The FAL’s requirements extend to bundling practices (§ 17509). Any advertisement soliciting the purchase or lease of a product or service—where the purchase is conditioned on acquiring another product or service—must conspicuously disclose the prices of all items involved. The FAL also includes provisions tailored to pricing advertisements in specific industries, reflecting California’s broader effort to regulate deceptive practices across diverse commercial sectors. (e.g. § 17537.7) (motor vehicles).

The FAL is enforceable by the California Attorney General, district attorneys, county counsel, city attorneys or prosecutors, and private individuals who have suffered injury in fact and lost money or property due to a violation (§ 17535). Any breach of the FAL constitutes a misdemeanor, punishable by up to six months in county jail, a fine of up to $2,500, or both (§§ 17500, 17536).

The Consumer Legal Remedies Act: Pricing Considerations in Consumer Transactions

California also enforces penalties for deceptive pricing practices through the Consumer Legal Remedies Act (“CLRA”). The CLRA prohibits unfair methods of competition, and unfair or deceptive acts or practices aimed at consumers in transactions for goods or services. Specifically, the CLRA prohibits the following related to pricing:

  • Advertising goods or services with the intent not to sell them as advertised (§1770(a)(9));
  • Advertising goods or services with intent not to supply reasonably expectable demand, unless the advertisement discloses a limitation of quantity (§1770(a)(10));
  • Making false or misleading statements of fact concerning reasons for, existence of, or amounts of, price reductions (§1770(a)(13));
  • Representing that the consumer will receive a rebate, discount, or other economic benefit, if the earning of the benefit is contingent on an event to occur subsequent to the consummation of the transaction (§1770(a)(17)); and
  • Advertising that a product is being offered at a specific price plus a specific percentage of that price unless (A) the total price set forth in the advertisement is larger in size than any other price in that advertisement, and (B) the specific price plus a specific percentage of that price represents a markup from the seller’s costs or from the wholesale price of the product (§1770(a)(20)).

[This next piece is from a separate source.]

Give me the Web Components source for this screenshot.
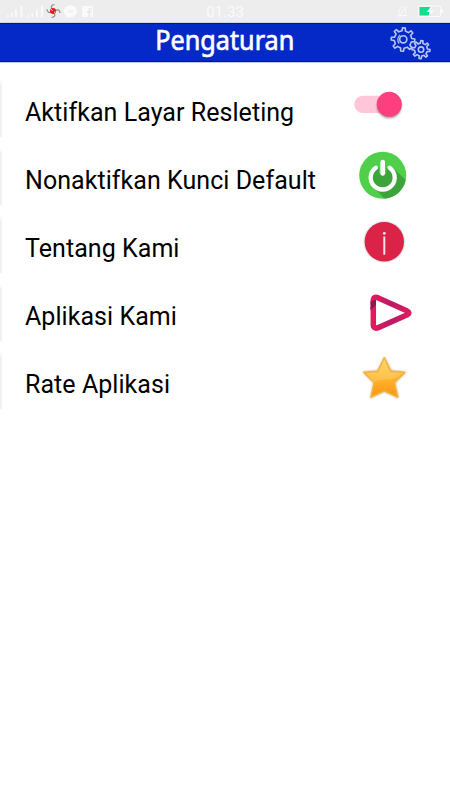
<!DOCTYPE html>
<html lang="id">
<head>
<meta charset="utf-8">
<title>Pengaturan</title>
<style>
  body {
    margin: 0;
    background: #fff;
    font-family: Roboto, "Liberation Sans", sans-serif;
  }
</style>
</head>
<body>
<settings-page></settings-page>

<script>
class StatusBar extends HTMLElement {
  constructor() {
    super();
    this.shadowDom = this.attachShadow({ mode: 'open' });
  }

  connectedCallback() {
    this.render();
  }

  render() {
    this.shadowDom.innerHTML = `
        <style>
          :host {
            display: grid;
            grid-template-columns: 200px 50px 200px;
            height: 23px;
            box-sizing: border-box;
            background: #ededed;
            border-bottom: 1px solid #d5d5e0;
          }

          svg {
            display: block;
          }

          .clock {
            color: #fbfbfb;
            font-size: 15px;
            line-height: 24px;
            text-align: center;
            white-space: nowrap;
          }
        </style>

        <svg width="200" height="22" viewBox="0 0 200 22">
          <g fill="#fafafa">
            <path d="M7 15h1.600v2H7zM11 13h1.600v4H11zM15 9.500h1.800v7.500H15zM20.500 6h2v11h-2z"/>
            <path d="M27.500 15h1.600v2h-1.600zM31.500 13h1.600v4h-1.600zM36 9.500h1.800v7.500H36zM41 6h2v11h-2z"/>
            <path d="M70.500 5.200c-3.700 0-6.500 2.600-6.500 6 0 1.900.9 3.500 2.300 4.600v2.500l2.200-1.300c.6.200 1.300.2 2 .2 3.700 0 6.500-2.600 6.500-6s-2.800-6-6.500-6z"/>
            <rect x="82" y="6" width="11" height="11" rx=".8"/>
          </g>
          <path d="M66.800 13l3-3.200 1.700 1.700 2.800-1.700-3 3.200-1.700-1.700z" fill="#e8e8e8"/>
          <path d="M88.500 17v-4.300H87V11h1.500V9.800c0-1.400.8-2.100 2.200-2.100h1.100v1.600h-.8c-.6 0-.8.300-.8.800V11h1.600l-.3 1.700h-1.300V17z" fill="#e8e8e8"/>
          <g fill="none" stroke="#8c8c8c" stroke-width="1.200">
            <path d="M54.500 4.500c-3 .3-4 2.200-2.500 4"/>
            <path d="M60 13c-.2-3-2.300-4-4.200-2.500"/>
            <path d="M51.500 17.500c3-.2 4.200-2 2.700-4"/>
            <path d="M47 9.300c.2 3 2.200 3.900 4.200 2.400"/>
          </g>
          <circle cx="53" cy="11" r="3" fill="#dd1c20"/>
          <path d="M51 9.500l1.500 1M54 12.500l1.200-.8" stroke="#fff" stroke-width=".9"/>
        </svg>
        <div class="clock">01.33</div>
        <svg width="200" height="22" viewBox="250 0 200 22">
          <g fill="none" stroke="#fafafa" stroke-width="1">
            <path d="M398 15.500c1.500-1.500 1.500-3 1.500-5 0-2 1.300-3.500 3-3.500s3 1.500 3 3.500c0 2 0 3.500 1.500 5zM401.500 17.200h2M398 17.500l9-12"/>
            <rect x="418.500" y="6" width="22" height="10.500" rx="1"/>
          </g>
          <path d="M441 9h2v4h-2z" fill="#fafafa"/>
          <path d="M419.500 7H430l-1 8.500h-9.500z" fill="#11dd8b"/>
          <path d="M431 7l-4.500 5h3.200l-1 3.500 5.300-5h-3.500z" fill="#fff"/>
        </svg>
        `;
  }
}

class GearIcon extends HTMLElement {
  constructor() {
    super();
    this.shadowDom = this.attachShadow({ mode: 'open' });
  }

  connectedCallback() {
    this.render();
  }

  // outline with flat teeth, evenly spread round the centre
  gear(cx, cy, inner, outer, teeth, turn) {
    const step = Math.PI * 2 / teeth;
    const points = [];
    for (let i = 0; i < teeth; i++) {
      const a = i * step + turn;
      [[-0.25, inner], [-0.15, outer], [0.15, outer], [0.25, inner]].forEach(([t, r]) => {
        points.push(`${(cx + r * Math.cos(a + t * step)).toFixed(2)},${(cy + r * Math.sin(a + t * step)).toFixed(2)}`);
      });
    }
    return `<polygon points="${points.join(' ')}"/>`;
  }

  render() {
    this.shadowDom.innerHTML = `
        <style>
          :host {
            display: block;
            width: 44px;
            height: 39px;
          }

          svg {
            display: block;
          }
        </style>

        <svg width="44" height="39" viewBox="388 23 44 39" fill="none" stroke="#b9c6f6" stroke-width="1.600" stroke-linejoin="round">
          ${this.gear(403, 39.5, 8.8, 11.8, 8, 0.08)}
          <circle cx="403.300" cy="39.300" r="3.600"/>
          <path d="M399.200 43.500a5.800 5.800 0 0 1 1-8.500" stroke-width="1.200"/>
          ${this.gear(421, 49.6, 6.5, 9, 8, 0.1)}
          <circle cx="421" cy="49.600" r="2.700"/>
        </svg>
        `;
  }
}

class AppHeader extends HTMLElement {
  constructor() {
    super();
    this.shadowDom = this.attachShadow({ mode: 'open' });
  }

  connectedCallback() {
    this.render();
  }

  render() {
    this.shadowDom.innerHTML = `
        <style>
          :host {
            display: grid;
            grid-template-columns: 1fr 138px 1fr;
            height: 39px;
            box-sizing: border-box;
            background: #0529c7;
            box-shadow: inset 0 1px #0412a0, inset 0 -1px #0412a0, 0 1px #c3c8ee;
          }

          .title {
            grid-column: 2;
            display: block;
            overflow: visible;
          }

          gear-icon {
            justify-self: end;
            margin-right: 18px;
          }
        </style>

        <svg class="title" width="138" height="39" viewBox="156 23 138 39">
          <text x="155.300" y="50" textLength="139" lengthAdjust="spacingAndGlyphs" fill="#fff" stroke="#fff" stroke-width=".7" font-family="Noto Sans, Open Sans, sans-serif" font-size="28">Pengaturan</text>
        </svg>
        <gear-icon></gear-icon>
        `;
  }
}

class SettingRow extends HTMLElement {
  constructor() {
    super();
    this.shadowDom = this.attachShadow({ mode: 'open' });
  }

  connectedCallback() {
    this.render();
  }

  render() {
    this.shadowDom.innerHTML = `
        <style>
          :host {
            display: flex;
            height: 68px;
          }

          .edge {
            width: 2px;
            height: 57px;
            margin: 2px 23px 0 0;
            background: linear-gradient(#fff, #f1f1f1 6px);
          }

          .label {
            flex: 1;
            color: #000;
            font-size: 25px;
            line-height: 70px;
            letter-spacing: .05px;
            white-space: nowrap;
          }

          .icon {
            width: 70px;
            margin-right: 30px;
          }
        </style>

        <div class="edge"></div>
        <div class="label"><slot></slot></div>
        <div class="icon"><slot name="icon"></slot></div>
        `;
  }
}

class SettingsPage extends HTMLElement {
  constructor() {
    super();
    this.shadowDom = this.attachShadow({ mode: 'open' });
  }

  connectedCallback() {
    this.render();
  }

  render() {
    this.shadowDom.innerHTML = `
        <style>
          :host {
            display: block;
            height: 800px;
            overflow: hidden;
            background: #fff;
          }

          .list {
            padding-top: 16px;
          }

          svg {
            display: block;
            width: 70px;
            height: 68px;
          }
        </style>

        <status-bar></status-bar>
        <app-header></app-header>
        <div class="list">
          <setting-row>Aktifkan Layar Resleting
            <svg slot="icon" viewBox="0 0 70 68">
              <defs>
                <filter id="soft" x="-30%" y="-30%" width="160%" height="160%"><feGaussianBlur stdDeviation="1.100"/></filter>
              </defs>
              <rect x="4.300" y="17.700" width="42" height="17.400" rx="8.700" fill="#ffc5d8"/>
              <circle cx="39.300" cy="28" r="12.300" fill="#000" opacity=".38" filter="url(#soft)"/>
              <circle cx="39.300" cy="26.300" r="12.500" fill="#fd3f7f"/>
            </svg>
          </setting-row>
          <setting-row>Nonaktifkan Kunci Default
            <svg slot="icon" viewBox="0 0 70 68">
              <defs>
                <clipPath id="disc"><circle cx="32.700" cy="29.300" r="23.500"/></clipPath>
              </defs>
              <circle cx="32.700" cy="29.300" r="23.500" fill="#50d04a"/>
              <path d="M43 21.500L62 40.500V60H42L22.500 40.500z" fill="#3da43b" clip-path="url(#disc)"/>
              <circle cx="32.700" cy="31.300" r="10.500" fill="#3da43b"/>
              <path d="M25.800 21.700a12 12 0 1 0 13.800 0" fill="none" stroke="#fff" stroke-width="4.300" stroke-linecap="round"/>
              <path d="M32.700 16v11.500" stroke="#50d04a" stroke-width="7.500"/>
              <path d="M32.700 16v11.500" stroke="#fff" stroke-width="4.600" stroke-linecap="round"/>
            </svg>
          </setting-row>
          <setting-row>Tentang Kami
            <svg slot="icon" viewBox="0 0 70 68">
              <circle cx="34.300" cy="27.700" r="20.900" fill="#e8e4e5"/>
              <circle cx="34.300" cy="27.700" r="19.700" fill="#db2247"/>
              <circle cx="34.300" cy="19.300" r="1.400" fill="#fde4e9"/>
              <path d="M34.300 22.500v18.200" stroke="#fde4e9" stroke-width="2"/>
            </svg>
          </setting-row>
          <setting-row>Aplikasi Kami
            <svg slot="icon" viewBox="0 0 70 68">
              <defs>
                <linearGradient id="play" x1="0" y1="0" x2="1" y2="0">
                  <stop offset="0" stop-color="#e3195f"/>
                  <stop offset=".5" stop-color="#b91c63"/>
                  <stop offset="1" stop-color="#e01a60"/>
                </linearGradient>
              </defs>
              <path d="M23.300 19v23.300q0 5.400 5 3.300l28.500-12.600q4-2 0-4.200l-28.500-12.900q-5-2-5 3.100z" fill="none" stroke="url(#play)" stroke-width="5.500" stroke-linejoin="round"/>
              <path d="M20.600 25.500l5.400-8V18v4L20.600 28z" fill="#a81a5a"/>
              <path d="M20.600 19l5.400-1v5L20.600 28z" fill="#8f1653"/>
            </svg>
          </setting-row>
          <setting-row>Rate Aplikasi
            <svg slot="icon" viewBox="0 0 70 68">
              <defs>
                <linearGradient id="gold" x1="0" y1="0" x2="0" y2="1">
                  <stop offset="0" stop-color="#ffd468"/>
                  <stop offset=".45" stop-color="#ffb935"/>
                  <stop offset="1" stop-color="#f9940f"/>
                </linearGradient>
                <filter id="halo" x="-20%" y="-20%" width="140%" height="140%"><feGaussianBlur stdDeviation="1"/></filter>
              </defs>
              <path d="M34.300 7.500l6.800 13.500 14.400 1.200-10.700 10.600 3.400 14.900-13.900-6.500-13.700 6.500 3.400-14.900-10.800-10.600 14.600-1.200z" fill="#a77a20" stroke="#a77a20" opacity=".65" filter="url(#halo)"/>
              <path d="M34.300 7.800l6.500 13.400 14.200 1.100-10.700 10.300 3.400 14.600-13.400-6.400-13.400 6.400 3.400-14.600-10.700-10.300 14.200-1.100z" fill="url(#gold)" stroke="#f7b03a" stroke-width="1.300" stroke-linejoin="round"/>
              <path d="M34.300 10l5.500 12 12.400 1.200q-6 6.200-14 6.300-10 .1-14.700 3l-7-9.300 12.700-1.200z" fill="#ffe08a" opacity=".3"/>
            </svg>
          </setting-row>
        </div>
        `;
  }
}

customElements.define('status-bar', StatusBar);
customElements.define('gear-icon', GearIcon);
customElements.define('app-header', AppHeader);
customElements.define('setting-row', SettingRow);
customElements.define('settings-page', SettingsPage);
</script>
</body>
</html>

Any consumer who suffers damage from an unlawful practice may bring a private action for actual and punitive damages, restitution, class wide relief, and injunctive relief (§1780). A court is required to award attorneys’ fees and costs to a prevailing plaintiff, but a prevailing defendant is only entitled to reasonable attorneys’ fees if the plaintiff’s prosecution was not in good faith (§1780).

The Unfair Competition Law: Prohibiting Unlawful, Unfair, or Fraudulent Business Practices

California’s Unfair Competition Law (“UCL”) provides strictly equitable remedies against unlawful, unfair, or fraudulent business practices. Plaintiffs can seek injunctive relief to stop ongoing misconduct and restitution to recover money or property wrongfully obtained (§ 17203). Because UCL claims are equitable, there is no right to a jury trial, and compensatory or punitive damages are not recoverable. Private plaintiffs typically cannot recover attorneys’ fees unless permitted by another statute or contract. See Hambrick v. Healthcare Partners Med. Grp., Inc., 238 Cal. App. 4th 124, 157 (2015) (while a plaintiff cannot recover attorneys’ fees under the UCL or FAL, a prevailing plaintiff may be able to do so as a private attorney general under CCP § 1021.5). Government enforcers, including the California Attorney General and local district attorneys, may pursue civil penalties of up to $2,500 per violation—and even higher penalties in cases involving vulnerable populations (§§ 17206, 17206.2).

Despite its limitations, the UCL remains a popular tool for consumers and regulators to hold businesses accountable for deceptive or anti-competitive practices.

Conclusion

While the recent resurgence of federal Robinson-Patman Act litigation may ultimately shape national discourse, these California state laws highlight the important role of state-level laws in impacting pricing practices. Below are some practical tips regarding pricing practices:

  • Audit Your Pricing Structure: Regularly review wholesale, promotional, and resale pricing to ensure compliance with both federal and state laws, especially those governing below-cost sales and price discrimination.
  • Document Former Prices: If referencing past prices in ads, retain proof that the stated “former price” was the prevailing market price in the preceding months or disclose the actual dates used.
  • Review Rebate and Discount Offers: Ensure all conditional discounts, bundled pricing, and rebates are clearly disclosed and not misleading.
  • Train Sales & Marketing Teams: Make sure employees responsible for setting or promoting prices are aware of allowable and unallowable practices and can alert the legal team with any questions or potential concerns.
  • Review Contracts and Agreements: Analyze distribution, resale, and supply agreements for clauses that may facilitate discriminatory pricing, exclusivity, or resale restrictions that could violate state antitrust laws.

Staying ahead of these issues requires more than checking boxes. With growing state-level enforcement and rising class action litigation, companies selling at retail or distribution levels should treat pricing compliance as a cross-functional priority—touching legal, marketing, and sales alike. Proactive actions today may save significant exposure tomorrow.